CIH mouse models and hypoxic injury models in HT22 neurons were established. AA was administered to mice at doses of 5, 10, and 20 mg/kg (selected based on literature references and preliminary experiments), and to cells at an optimal concentration of 20 μM (determined by CCK-8 assays). Therapeutic efficacy was evaluated through behavioral tests including the Morris Water Maze, Elevated Plus Maze, and Open Field Test. Neuroprotective effects were assessed via histopathological examination (e.g., neuronal survival in hippocampal CA3 and DG sub-regions) and detection of oxidative stress/ferroptosis markers (e.g., MDA levels, GPX4 expression, and related biomarkers).

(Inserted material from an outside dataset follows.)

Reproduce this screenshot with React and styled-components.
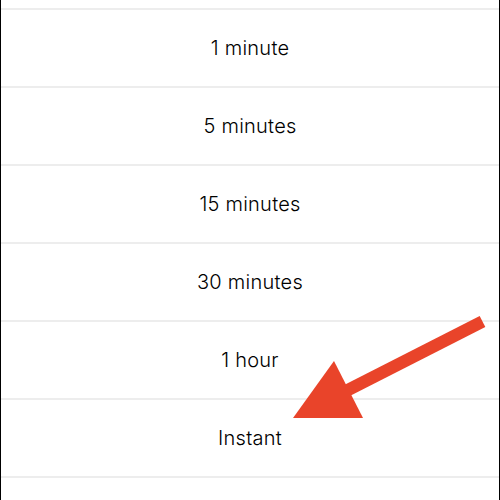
import React from 'react';
import styled, { createGlobalStyle } from 'styled-components';

const GlobalStyle = createGlobalStyle`
    html, body {
        margin: 0;
        padding: 0;
        background: #ffffff;
    }
`

const Screen = styled.div`
    position: relative;
    width: 500px;
    height: 500px;
    overflow: hidden;
    box-sizing: border-box;
    border-left: 1px solid #000;
    border-right: 1px solid #000;
    background: #ffffff;
`

const List = styled.div`
    display: flex;
    flex-direction: column;
`

const Row = styled.div`
    flex: none;
    height: ${props => props.$height || 78}px;
    box-sizing: border-box;
    border-bottom: 2px solid #ededed;
    display: flex;
    align-items: center;
    justify-content: center;
    font-family: Inter, Roboto, "Liberation Sans", sans-serif;
    font-size: 20px;
    font-weight: 300;
    letter-spacing: 0.25px;
    color: #000;
`

const Arrow = styled.svg`
    position: absolute;
    left: 0;
    top: 0;
    pointer-events: none;
`

const options = ['1 minute', '5 minutes', '15 minutes', '30 minutes', '1 hour', 'Instant'];

const App = () => {
    return (
        <>
            <GlobalStyle />
            <Screen>
                <List>
                    <Row $height={10} />
                    {options.map(option => <Row key={option}>{option}</Row>)}
                    <Row />
                </List>
                <Arrow width="500" height="500" viewBox="0 0 500 500">
                    <line x1="481.5" y1="321.5" x2="345" y2="391" stroke="#e9442a" strokeWidth="12.5" />
                    <polygon points="292,418 333,361 362,418" fill="#e9442a" />
                </Arrow>
            </Screen>
        </>
    )
}

export default App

Transcriptomic sequencing and molecular docking analyses were employed to investigate differentially expressed genes, pathway enrichment, and underlying mechanisms.

Results

In vivo and in vitro experiments demonstrated that AA significantly alleviated neuronal damage in CIH mice and enhanced HT22 cell viability. AA down-regulated oxidative stress- and ferroptosis-related gene expression. Transcriptomic sequencing identified AMPK signaling as a key target. Combined AMPK inhibitor (Compound C) and nuclear-cytoplasmic fractionation experiments confirmed that AA synergistically regulates dual antioxidant pathways (Nrf2/HO-1 and FoxO3a/SOD2) via AMPK activation.

Conclusion

AA mitigates CIH-induced neurocognitive impairment by AMPK-dependent activation of the Nrf2/HO-1 and FoxO3a/SOD2 axes, establishing a dual antioxidant-ferroptosis defense barrier. This study is the first to systematically elucidate AA's molecular mechanisms using transcriptomics data integrated with computational simulations, providing novel therapeutic targets and a translational paradigm for developing natural compound-based therapies for OSAS.